━━━━━ Collected material

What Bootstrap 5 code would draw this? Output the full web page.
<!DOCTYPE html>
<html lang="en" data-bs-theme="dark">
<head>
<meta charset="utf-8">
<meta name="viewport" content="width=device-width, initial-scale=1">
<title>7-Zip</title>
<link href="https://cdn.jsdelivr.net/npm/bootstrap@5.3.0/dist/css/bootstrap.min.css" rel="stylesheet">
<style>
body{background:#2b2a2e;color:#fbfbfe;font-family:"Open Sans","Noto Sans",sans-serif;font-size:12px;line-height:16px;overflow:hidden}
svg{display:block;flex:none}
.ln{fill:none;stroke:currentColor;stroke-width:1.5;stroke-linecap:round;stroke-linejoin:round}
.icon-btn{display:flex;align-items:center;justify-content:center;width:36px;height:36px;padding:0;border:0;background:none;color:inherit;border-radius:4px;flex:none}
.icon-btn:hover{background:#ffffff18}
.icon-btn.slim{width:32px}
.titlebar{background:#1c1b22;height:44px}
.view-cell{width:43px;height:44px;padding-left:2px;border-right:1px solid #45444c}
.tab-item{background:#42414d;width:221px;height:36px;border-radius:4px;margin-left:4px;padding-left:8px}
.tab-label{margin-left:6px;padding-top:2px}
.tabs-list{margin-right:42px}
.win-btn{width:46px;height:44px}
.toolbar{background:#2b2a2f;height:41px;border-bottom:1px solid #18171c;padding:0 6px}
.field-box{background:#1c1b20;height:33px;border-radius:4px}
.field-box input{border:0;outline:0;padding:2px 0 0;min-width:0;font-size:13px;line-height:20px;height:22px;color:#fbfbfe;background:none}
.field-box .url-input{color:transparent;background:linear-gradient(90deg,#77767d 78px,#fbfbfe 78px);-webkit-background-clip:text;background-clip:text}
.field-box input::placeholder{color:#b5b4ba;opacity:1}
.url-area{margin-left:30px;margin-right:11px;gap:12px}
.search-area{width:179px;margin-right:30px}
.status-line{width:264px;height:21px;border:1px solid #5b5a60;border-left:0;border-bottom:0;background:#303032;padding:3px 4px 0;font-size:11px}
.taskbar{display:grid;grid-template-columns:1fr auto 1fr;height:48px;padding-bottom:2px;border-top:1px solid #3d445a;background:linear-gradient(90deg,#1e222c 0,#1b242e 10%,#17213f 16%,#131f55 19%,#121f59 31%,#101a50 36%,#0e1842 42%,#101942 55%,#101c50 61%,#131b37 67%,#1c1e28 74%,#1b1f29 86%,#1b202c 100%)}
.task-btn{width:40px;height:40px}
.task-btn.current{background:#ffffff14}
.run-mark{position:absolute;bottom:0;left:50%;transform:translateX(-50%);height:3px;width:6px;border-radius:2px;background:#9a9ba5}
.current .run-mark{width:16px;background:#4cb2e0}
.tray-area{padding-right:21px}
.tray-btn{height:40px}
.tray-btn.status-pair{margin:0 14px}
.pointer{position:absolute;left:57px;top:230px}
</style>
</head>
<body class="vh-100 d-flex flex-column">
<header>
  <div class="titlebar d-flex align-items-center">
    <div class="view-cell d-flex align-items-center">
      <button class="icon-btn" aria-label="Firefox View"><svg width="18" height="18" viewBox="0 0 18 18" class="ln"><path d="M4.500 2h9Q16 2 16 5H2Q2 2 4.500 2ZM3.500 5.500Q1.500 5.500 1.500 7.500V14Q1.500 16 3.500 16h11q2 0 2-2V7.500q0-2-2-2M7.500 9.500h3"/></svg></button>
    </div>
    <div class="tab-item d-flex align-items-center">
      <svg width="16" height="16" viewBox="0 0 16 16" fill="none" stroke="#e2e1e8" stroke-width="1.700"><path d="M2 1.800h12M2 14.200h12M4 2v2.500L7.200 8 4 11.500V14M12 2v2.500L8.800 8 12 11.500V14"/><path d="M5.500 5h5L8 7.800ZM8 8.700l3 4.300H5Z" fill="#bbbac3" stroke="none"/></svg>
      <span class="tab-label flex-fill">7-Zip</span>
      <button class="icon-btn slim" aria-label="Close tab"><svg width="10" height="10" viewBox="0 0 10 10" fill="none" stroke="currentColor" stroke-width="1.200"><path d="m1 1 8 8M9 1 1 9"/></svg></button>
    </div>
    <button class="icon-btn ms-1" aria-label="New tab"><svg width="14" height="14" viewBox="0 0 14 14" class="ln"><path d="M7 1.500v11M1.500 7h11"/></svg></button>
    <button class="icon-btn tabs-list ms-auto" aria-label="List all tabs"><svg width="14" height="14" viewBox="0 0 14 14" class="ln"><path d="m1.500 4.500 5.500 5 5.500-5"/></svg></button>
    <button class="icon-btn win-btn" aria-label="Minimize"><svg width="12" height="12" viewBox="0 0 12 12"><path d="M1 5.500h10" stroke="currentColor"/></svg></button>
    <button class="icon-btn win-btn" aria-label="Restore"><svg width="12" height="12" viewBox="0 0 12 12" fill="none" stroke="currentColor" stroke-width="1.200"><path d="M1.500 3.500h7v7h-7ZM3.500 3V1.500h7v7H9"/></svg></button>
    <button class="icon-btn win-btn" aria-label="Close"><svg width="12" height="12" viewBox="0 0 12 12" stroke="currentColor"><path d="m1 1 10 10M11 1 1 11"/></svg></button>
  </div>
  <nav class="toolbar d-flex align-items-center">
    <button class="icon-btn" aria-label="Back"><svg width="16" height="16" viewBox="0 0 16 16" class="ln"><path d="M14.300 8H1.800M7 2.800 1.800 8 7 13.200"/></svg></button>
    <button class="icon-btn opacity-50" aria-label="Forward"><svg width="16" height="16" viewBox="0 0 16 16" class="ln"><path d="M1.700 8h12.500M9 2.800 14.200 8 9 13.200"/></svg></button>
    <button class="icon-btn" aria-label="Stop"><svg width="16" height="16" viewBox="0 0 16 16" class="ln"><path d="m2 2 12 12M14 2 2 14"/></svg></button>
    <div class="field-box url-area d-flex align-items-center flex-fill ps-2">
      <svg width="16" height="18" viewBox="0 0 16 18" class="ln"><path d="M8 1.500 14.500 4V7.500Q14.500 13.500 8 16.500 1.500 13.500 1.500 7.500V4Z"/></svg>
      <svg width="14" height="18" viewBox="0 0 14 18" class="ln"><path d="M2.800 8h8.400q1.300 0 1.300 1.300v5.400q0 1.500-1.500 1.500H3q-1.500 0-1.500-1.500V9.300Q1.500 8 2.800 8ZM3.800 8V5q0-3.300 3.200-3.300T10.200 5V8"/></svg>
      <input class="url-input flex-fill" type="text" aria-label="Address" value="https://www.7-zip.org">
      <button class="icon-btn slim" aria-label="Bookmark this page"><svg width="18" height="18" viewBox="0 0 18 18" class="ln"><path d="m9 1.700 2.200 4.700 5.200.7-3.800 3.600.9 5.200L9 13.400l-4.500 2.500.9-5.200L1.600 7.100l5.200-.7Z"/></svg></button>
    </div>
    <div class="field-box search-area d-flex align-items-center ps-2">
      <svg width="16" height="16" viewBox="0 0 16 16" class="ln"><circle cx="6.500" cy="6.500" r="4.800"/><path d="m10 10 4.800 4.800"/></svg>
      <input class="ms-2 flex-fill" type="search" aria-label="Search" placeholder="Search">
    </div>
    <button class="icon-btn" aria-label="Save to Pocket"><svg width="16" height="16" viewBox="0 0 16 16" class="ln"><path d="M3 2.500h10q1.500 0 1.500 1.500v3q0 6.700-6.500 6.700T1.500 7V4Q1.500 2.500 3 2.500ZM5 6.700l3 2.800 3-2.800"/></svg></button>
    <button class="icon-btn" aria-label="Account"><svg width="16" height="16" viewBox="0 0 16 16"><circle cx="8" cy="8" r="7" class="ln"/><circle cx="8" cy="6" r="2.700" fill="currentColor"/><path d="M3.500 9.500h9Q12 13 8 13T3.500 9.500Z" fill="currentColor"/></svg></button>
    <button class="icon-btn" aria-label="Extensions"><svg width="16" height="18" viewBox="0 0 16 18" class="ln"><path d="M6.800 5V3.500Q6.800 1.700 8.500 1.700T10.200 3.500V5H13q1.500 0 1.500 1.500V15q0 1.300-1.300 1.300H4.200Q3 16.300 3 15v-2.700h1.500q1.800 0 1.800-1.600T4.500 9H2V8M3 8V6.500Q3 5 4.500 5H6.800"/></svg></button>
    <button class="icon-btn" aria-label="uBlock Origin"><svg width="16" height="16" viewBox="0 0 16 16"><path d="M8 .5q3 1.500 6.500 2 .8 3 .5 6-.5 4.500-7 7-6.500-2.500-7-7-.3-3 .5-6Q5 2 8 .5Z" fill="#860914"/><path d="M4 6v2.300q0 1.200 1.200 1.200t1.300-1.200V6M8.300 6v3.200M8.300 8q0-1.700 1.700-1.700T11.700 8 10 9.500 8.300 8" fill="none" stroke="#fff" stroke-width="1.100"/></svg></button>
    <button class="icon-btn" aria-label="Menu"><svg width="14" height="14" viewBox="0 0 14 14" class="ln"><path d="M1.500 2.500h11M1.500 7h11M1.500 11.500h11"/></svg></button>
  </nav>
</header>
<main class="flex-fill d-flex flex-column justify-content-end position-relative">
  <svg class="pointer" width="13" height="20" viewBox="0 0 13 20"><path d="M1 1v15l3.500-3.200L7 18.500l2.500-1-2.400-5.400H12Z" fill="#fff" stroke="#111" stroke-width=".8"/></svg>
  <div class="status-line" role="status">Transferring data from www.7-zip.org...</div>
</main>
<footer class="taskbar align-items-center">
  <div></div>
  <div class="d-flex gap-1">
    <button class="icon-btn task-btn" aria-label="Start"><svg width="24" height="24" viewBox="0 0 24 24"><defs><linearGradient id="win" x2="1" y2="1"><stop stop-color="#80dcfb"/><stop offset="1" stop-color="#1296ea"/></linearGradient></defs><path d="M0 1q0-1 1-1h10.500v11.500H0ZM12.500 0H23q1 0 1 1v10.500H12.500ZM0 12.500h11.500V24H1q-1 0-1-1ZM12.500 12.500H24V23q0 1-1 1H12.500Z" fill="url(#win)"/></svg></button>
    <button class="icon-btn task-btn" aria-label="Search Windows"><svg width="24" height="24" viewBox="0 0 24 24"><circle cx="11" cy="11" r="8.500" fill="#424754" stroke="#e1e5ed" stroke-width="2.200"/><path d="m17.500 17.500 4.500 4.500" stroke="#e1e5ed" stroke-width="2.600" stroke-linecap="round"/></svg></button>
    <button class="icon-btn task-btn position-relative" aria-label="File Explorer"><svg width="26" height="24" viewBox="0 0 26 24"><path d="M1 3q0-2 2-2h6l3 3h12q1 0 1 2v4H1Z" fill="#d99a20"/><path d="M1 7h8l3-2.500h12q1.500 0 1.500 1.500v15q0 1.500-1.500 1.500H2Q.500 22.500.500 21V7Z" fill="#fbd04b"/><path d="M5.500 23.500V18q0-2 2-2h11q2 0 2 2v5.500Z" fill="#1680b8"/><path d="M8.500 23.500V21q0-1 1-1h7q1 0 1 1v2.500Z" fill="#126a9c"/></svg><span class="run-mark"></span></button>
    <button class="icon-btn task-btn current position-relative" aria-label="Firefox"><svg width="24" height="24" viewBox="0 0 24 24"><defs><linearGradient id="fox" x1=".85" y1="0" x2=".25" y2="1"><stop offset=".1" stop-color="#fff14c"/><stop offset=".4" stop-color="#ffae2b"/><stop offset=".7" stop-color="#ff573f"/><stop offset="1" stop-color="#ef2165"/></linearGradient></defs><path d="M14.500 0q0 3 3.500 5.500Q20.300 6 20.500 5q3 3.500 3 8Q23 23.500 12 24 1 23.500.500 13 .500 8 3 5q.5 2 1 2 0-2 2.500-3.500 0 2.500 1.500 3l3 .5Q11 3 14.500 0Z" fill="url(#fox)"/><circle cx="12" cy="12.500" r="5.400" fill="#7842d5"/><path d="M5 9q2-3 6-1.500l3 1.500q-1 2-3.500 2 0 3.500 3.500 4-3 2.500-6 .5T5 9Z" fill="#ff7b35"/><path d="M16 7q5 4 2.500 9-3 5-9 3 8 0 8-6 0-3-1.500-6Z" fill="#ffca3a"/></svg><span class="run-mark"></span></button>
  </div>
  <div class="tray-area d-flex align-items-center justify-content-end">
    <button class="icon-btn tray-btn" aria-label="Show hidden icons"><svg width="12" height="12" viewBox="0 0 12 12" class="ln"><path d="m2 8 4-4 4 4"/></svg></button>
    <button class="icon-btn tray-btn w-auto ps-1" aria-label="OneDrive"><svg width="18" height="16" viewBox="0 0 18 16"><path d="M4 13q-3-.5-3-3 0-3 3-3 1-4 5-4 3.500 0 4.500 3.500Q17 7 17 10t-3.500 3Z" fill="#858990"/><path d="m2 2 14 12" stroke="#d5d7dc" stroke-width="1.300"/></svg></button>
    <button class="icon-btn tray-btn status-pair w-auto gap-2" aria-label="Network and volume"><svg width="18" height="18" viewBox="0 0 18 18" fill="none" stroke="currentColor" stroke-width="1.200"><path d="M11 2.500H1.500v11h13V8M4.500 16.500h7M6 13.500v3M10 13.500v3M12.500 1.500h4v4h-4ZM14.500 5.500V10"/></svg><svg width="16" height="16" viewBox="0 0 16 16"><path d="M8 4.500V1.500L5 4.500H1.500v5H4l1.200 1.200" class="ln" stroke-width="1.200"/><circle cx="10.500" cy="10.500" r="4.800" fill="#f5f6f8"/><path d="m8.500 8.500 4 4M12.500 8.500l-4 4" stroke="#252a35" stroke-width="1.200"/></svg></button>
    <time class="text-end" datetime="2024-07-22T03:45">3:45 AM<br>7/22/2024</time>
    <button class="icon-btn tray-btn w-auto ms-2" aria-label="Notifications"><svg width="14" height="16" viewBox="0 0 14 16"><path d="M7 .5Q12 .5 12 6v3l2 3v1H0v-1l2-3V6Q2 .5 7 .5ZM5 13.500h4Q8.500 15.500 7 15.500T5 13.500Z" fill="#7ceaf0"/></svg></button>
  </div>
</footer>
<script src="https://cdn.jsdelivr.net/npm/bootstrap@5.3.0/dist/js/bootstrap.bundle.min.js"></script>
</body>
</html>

━━━━━━━━━━

### Exercise instructions
Which lines hold the string "page"? List them all.

### In response
What Bootstrap 5 code would draw this? Output the full web page.
      <button class="icon-btn slim" aria-label="Bookmark this page"><svg width="18" height="18" viewBox="0 0 18 18" class="ln"><path d="m9 1.700 2.200 4.700 5.200.7-3.800 3.600.9 5.200L9 13.400l-4.500 2.500.9-5.200L1.600 7.100l5.200-.7Z"/></svg></button>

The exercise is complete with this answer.